◆ TASK REQUIREMENTS
Count how many lines in this material contain "document". The answer is that number alone.

*** DATA FOR THE TASK ***

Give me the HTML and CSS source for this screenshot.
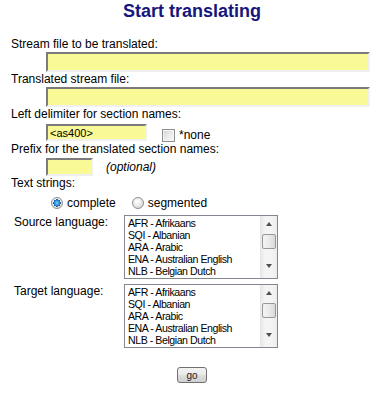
FILE: index.html
```html
<!DOCTYPE html>
<html>
<head>
<meta charset="utf-8">
<link rel="stylesheet" href="styles.css">
</head>
<body>
<div class="page">
  <h1 class="title">Start translating</h1>
  <div class="form">
    <div class="label">Stream file to be translated:</div>
    <div class="field f1"><input class="inp wide" type="text"></div>
    <div class="label">Translated stream file:</div>
    <div class="field f2"><input class="inp wide" type="text"></div>
    <div class="label">Left delimiter for section names:</div>
    <div class="field f3">
      <input class="inp delim" type="text" value="<as400>">
      <span class="check"></span><span class="none">*none</span>
    </div>
    <div class="label l4">Prefix for the translated section names:</div>
    <div class="field f4">
      <input class="inp prefix" type="text"><span class="opt">(optional)</span>
    </div>
    <div class="label">Text strings:</div>
    <div class="radios">
      <span class="radio on"></span><span class="rlabel">complete</span>
      <span class="radio r2"></span><span class="rlabel">segmented</span>
    </div>
    <div class="langrow">
      <div class="langlabel">Source language:</div>
      <div class="listbox">
        <div class="items">
          <div>AFR - Afrikaans</div>
          <div>SQI - Albanian</div>
          <div>ARA - Arabic</div>
          <div>ENA - Australian English</div>
          <div>NLB - Belgian Dutch</div>
        </div>
        <div class="sbar">
          <span class="arrow up"></span>
          <span class="thumb"></span>
          <span class="arrow down"></span>
        </div>
      </div>
    </div>
    <div class="langrow">
      <div class="langlabel">Target language:</div>
      <div class="listbox">
        <div class="items">
          <div>AFR - Afrikaans</div>
          <div>SQI - Albanian</div>
          <div>ARA - Arabic</div>
          <div>ENA - Australian English</div>
          <div>NLB - Belgian Dutch</div>
        </div>
        <div class="sbar">
          <span class="arrow up"></span>
          <span class="thumb"></span>
          <span class="arrow down"></span>
        </div>
      </div>
    </div>
  </div>
  <div class="btnrow"><button class="go" type="button">go</button></div>
</div>
</body>
</html>
```

FILE: styles.css
```css
html, body {
  margin: 0;
  padding: 0;
  background: #ffffff;
}
body {
  font-family: "Liberation Sans", Arial, sans-serif;
  font-size: 12px;
  color: #000;
}
.page {
  width: 378px;
}
.title {
  margin: 0 0 0 6px;
  height: 37px;
  font-size: 18px;
  line-height: 22px;
  font-weight: bold;
  color: #16167c;
  text-align: center;
}
.form {
  padding-left: 11px;
}
.label {
  height: 15px;
  line-height: 15px;
  white-space: nowrap;
}
.l4 {
  margin-top: 1px;
}
.field {
  display: flex;
  align-items: center;
  padding-left: 35px;
}
.inp {
  box-sizing: border-box;
  margin: 0;
  padding: 0 0 0 2px;
  background: #f9f995;
  border-style: solid;
  border-width: 2px 2px 2px 2px;
  border-color: #7b7b7b #f0f0f0 #f0f0f0 #7b7b7b;
  outline: none;
  font-family: "Liberation Sans", Arial, sans-serif;
  font-size: 11px;
  color: #000;
}
.wide {
  width: 324px;
  height: 20px;
}
.f3 {
  margin-top: 2px;
  height: 17px;
}
.delim {
  width: 101px;
  height: 17px;
}
.check {
  box-sizing: border-box;
  width: 13px;
  height: 13px;
  margin: 6px 0 0 15px;
  border: 1px solid #8f8f8f;
  background: linear-gradient(135deg, #d4d4d4 0%, #eeeeee 60%, #fbfbfb 100%);
  box-shadow: inset 0 0 0 1px #f4f4f4;
}
.none {
  margin: 5px 0 0 4px;
  font-size: 12px;
}
.f4 {
  margin-top: 1px;
  height: 18px;
}
.prefix {
  width: 47px;
  height: 18px;
}
.opt {
  margin-left: 13px;
  font-style: italic;
}
.radios {
  display: flex;
  align-items: center;
  height: 15px;
  margin-top: 4px;
  padding-left: 40px;
}
.radio {
  box-sizing: border-box;
  width: 12px;
  height: 12px;
  border-radius: 50%;
  border: 1px solid #8e8f8f;
  background: radial-gradient(circle at 40% 35%, #ffffff 0%, #e6e6e6 55%, #c9c9c9 100%);
  margin-top: 1px;
}
.radio.on {
  background:
    radial-gradient(circle at 50% 50%, #7fd0f4 0px, #2a8ad4 2.5px, #1a5fa8 3.6px, transparent 3.8px),
    radial-gradient(circle at 40% 35%, #ffffff 0%, #e6e6e6 55%, #c9c9c9 100%);
}
.rlabel {
  margin-left: 4px;
}
.r2 {
  margin-left: 16px;
}
.langrow {
  display: flex;
  align-items: flex-start;
  margin-top: 5px;
}
.langlabel {
  width: 110px;
  padding-left: 3px;
  line-height: 15px;
  white-space: nowrap;
}
.listbox {
  box-sizing: border-box;
  width: 154px;
  height: 64px;
  border: 1px solid #828790;
  display: flex;
  background: #fff;
}
.items {
  flex: 1;
  padding: 1px 0 0 3px;
  font-family: "Liberation Sans", Tahoma, sans-serif;
  font-size: 10.6px;
  letter-spacing: -0.45px;
  line-height: 12px;
  white-space: nowrap;
  overflow: hidden;
  color: #000;
}
.sbar {
  width: 17px;
  height: 62px;
  background: linear-gradient(to right, #e6e6e6, #f4f4f4 30%, #f4f4f4 70%, #ececec);
  display: flex;
  flex-direction: column;
  align-items: center;
}
.arrow {
  width: 0;
  height: 0;
  border-left: 3.5px solid transparent;
  border-right: 3.5px solid transparent;
}
.arrow.up {
  margin-top: 6px;
  border-bottom: 4px solid #4f4f4f;
}
.thumb {
  box-sizing: border-box;
  width: 14px;
  height: 15px;
  margin-top: 8px;
  border: 1px solid #979797;
  border-radius: 2px;
  background: linear-gradient(to right, #f4f4f4, #eaeaea 50%, #d9d9d9);
}
.arrow.down {
  margin-top: 15px;
  border-top: 4px solid #4f4f4f;
}
.btnrow {
  padding-left: 6px;
  text-align: center;
  margin-top: 19px;
}
.go {
  box-sizing: border-box;
  width: 30px;
  height: 16px;
  margin: 0;
  padding: 0;
  border: 1px solid #707070;
  border-radius: 3px;
  background: linear-gradient(to bottom, #f2f2f2 0%, #ebebeb 45%, #dddddd 55%, #cfcfcf 100%);
  font-family: "Liberation Sans", Tahoma, sans-serif;
  font-size: 10px;
  line-height: 13px;
  color: #1a1a1a;
}
```
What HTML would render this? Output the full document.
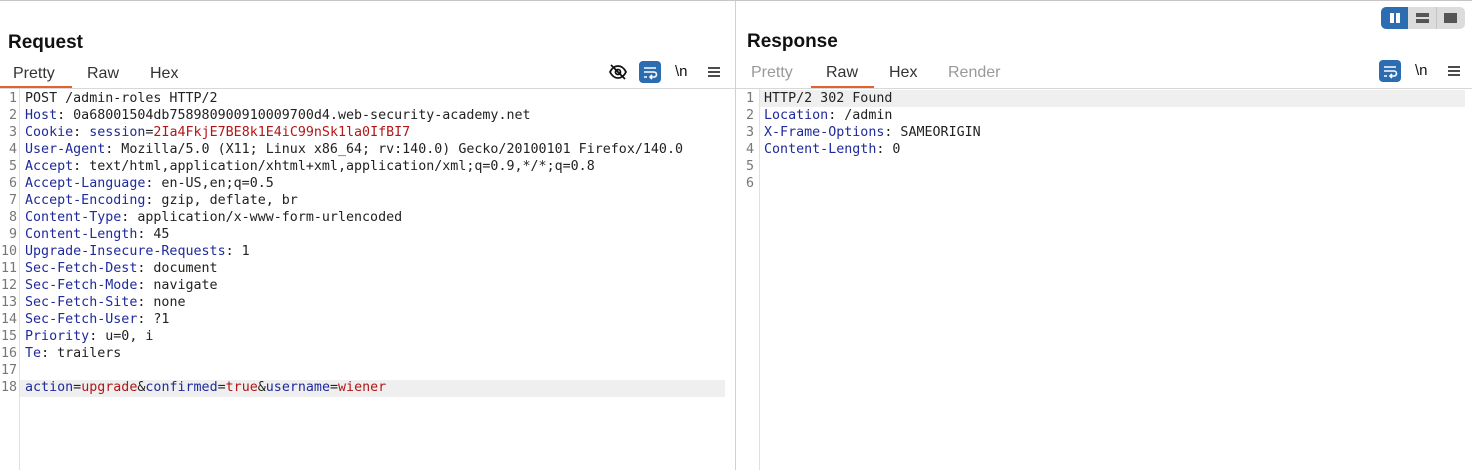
<!DOCTYPE html>
<html><head><style>
*{margin:0;padding:0;box-sizing:border-box}
body{width:1472px;height:469px;background:#fff;font-family:"Liberation Sans",sans-serif;position:relative;overflow:hidden;border-top:1px solid #c8c4c4}
.abs{position:absolute}
h2{position:absolute;font-size:19px;font-weight:bold;color:#111}
.tab{position:absolute;font-size:16px;color:#333;top:64px}
.tab.dim{color:#999}
.ul{position:absolute;height:2px;background:#e8602c;top:85px}
.hr{position:absolute;top:87px;height:1px;background:#d8d8d8}
.code{position:absolute;top:89px;font-family:"DejaVu Sans Mono","Liberation Mono",monospace;font-size:13.33px;line-height:17px;color:#222;white-space:pre}
.ln{position:absolute;top:89px;font-family:"DejaVu Sans Mono","Liberation Mono",monospace;font-size:13.33px;line-height:17px;color:#777;white-space:pre;text-align:right}
.k{color:#1f2a9c}.v{color:#b31616}
.btn{position:absolute;width:22px;height:22px;background:#2c6cb0;border-radius:4px}
</style></head><body>
<div class="abs" style="left:735px;top:0;width:1px;height:469px;background:#d0d0d0"></div>
<h2 style="left:8px;top:31px">Request</h2>
<h2 style="left:747px;top:30px">Response</h2>
<div class="tab" style="left:13px">Pretty</div>
<div class="tab" style="left:87px">Raw</div>
<div class="tab" style="left:150px">Hex</div>
<div class="ul" style="left:0;width:72px"></div>
<div class="tab dim" style="left:751px;top:63px">Pretty</div>
<div class="tab" style="left:826px;top:63px">Raw</div>
<div class="tab" style="left:889px;top:63px">Hex</div>
<div class="tab dim" style="left:948px;top:63px">Render</div>
<div class="ul" style="left:811px;width:63px"></div>
<div class="hr" style="left:0;width:735px"></div>
<div class="hr" style="left:736px;width:736px"></div>
<div class="abs" style="left:19px;top:88px;width:1px;height:381px;background:#e0e0e0"></div>
<div class="abs" style="left:759px;top:88px;width:1px;height:381px;background:#e0e0e0"></div>
<svg class="abs" style="left:608px;top:61px" width="20" height="20" viewBox="0 0 20 20" fill="none" stroke="#111" stroke-width="1.8"><path d="M2 10c2-4 5-6 8-6s6 2 8 6c-2 4-5 6-8 6s-6-2-8-6z"/><circle cx="10" cy="10" r="2.5"/><path d="M3 3l14 14"/></svg>
<div class="btn" style="left:639px;top:60px"></div>
<svg class="abs" style="left:639px;top:60px" width="22" height="22" viewBox="0 0 22 22" fill="none" stroke="#fff" stroke-width="1.6"><path d="M5 7h12M5 11h10a2.5 2.5 0 010 5h-4M13 14l-2 2 2 2M5 16h3"/></svg>
<div class="abs" style="left:675px;top:62px;font-size:15px;color:#111">\n</div>
<svg class="abs" style="left:707px;top:64px" width="14" height="14" viewBox="0 0 14 14" stroke="#111" stroke-width="1.6"><path d="M1 3h12M1 7h12M1 11h12"/></svg>
<div class="btn" style="left:1379px;top:59px"></div>
<svg class="abs" style="left:1379px;top:59px" width="22" height="22" viewBox="0 0 22 22" fill="none" stroke="#fff" stroke-width="1.6"><path d="M5 7h12M5 11h10a2.5 2.5 0 010 5h-4M13 14l-2 2 2 2M5 16h3"/></svg>
<div class="abs" style="left:1415px;top:61px;font-size:15px;color:#111">\n</div>
<svg class="abs" style="left:1447px;top:63px" width="14" height="14" viewBox="0 0 14 14" stroke="#111" stroke-width="1.6"><path d="M1 3h12M1 7h12M1 11h12"/></svg>
<div class="abs" style="left:1381px;top:6px;width:84px;height:22px;background:#dcdcdc;border-radius:5px;overflow:hidden">
<div class="abs" style="left:0;top:0;width:27px;height:22px;background:#2c6cb0"></div>
<div class="abs" style="left:9px;top:6px;width:4px;height:10px;background:#fff"></div>
<div class="abs" style="left:15px;top:6px;width:4px;height:10px;background:#fff"></div>
<div class="abs" style="left:55px;top:0;width:1px;height:22px;background:#c4c4c4"></div>
<div class="abs" style="left:35px;top:6px;width:13px;height:4px;background:#555"></div>
<div class="abs" style="left:35px;top:12px;width:13px;height:4px;background:#555"></div>
<div class="abs" style="left:63px;top:6px;width:13px;height:10px;background:#555"></div>
</div>
<div class="abs" style="left:20px;top:379px;width:705px;height:17px;background:#efefef"></div>
<div class="abs" style="left:760px;top:89px;width:705px;height:17px;background:#efefef"></div>
<div class="ln" style="left:0;width:17px">1
2
3
4
5
6
7
8
9
10
11
12
13
14
15
16
17
18</div>
<div class="code" style="left:25px">POST /admin-roles HTTP/2
<span class="k">Host</span>: 0a68001504db758980900910009700d4.web-security-academy.net
<span class="k">Cookie</span>: <span class="k">session</span>=<span class="v">2Ia4FkjE7BE8k1E4iC99nSk1la0IfBI7</span>
<span class="k">User-Agent</span>: Mozilla/5.0 (X11; Linux x86_64; rv:140.0) Gecko/20100101 Firefox/140.0
<span class="k">Accept</span>: text/html,application/xhtml+xml,application/xml;q=0.9,*/*;q=0.8
<span class="k">Accept-Language</span>: en-US,en;q=0.5
<span class="k">Accept-Encoding</span>: gzip, deflate, br
<span class="k">Content-Type</span>: application/x-www-form-urlencoded
<span class="k">Content-Length</span>: 45
<span class="k">Upgrade-Insecure-Requests</span>: 1
<span class="k">Sec-Fetch-Dest</span>: document
<span class="k">Sec-Fetch-Mode</span>: navigate
<span class="k">Sec-Fetch-Site</span>: none
<span class="k">Sec-Fetch-User</span>: ?1
<span class="k">Priority</span>: u=0, i
<span class="k">Te</span>: trailers

<span class="k">action</span>=<span class="v">upgrade</span>&amp;<span class="k">confirmed</span>=<span class="v">true</span>&amp;<span class="k">username</span>=<span class="v">wiener</span></div>
<div class="ln" style="left:740px;width:14px">1
2
3
4
5
6</div>
<div class="code" style="left:764px">HTTP/2 302 Found
<span class="k">Location</span>: /admin
<span class="k">X-Frame-Options</span>: SAMEORIGIN
<span class="k">Content-Length</span>: 0</div>
</body></html>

***

◆ THE OUTPUT
2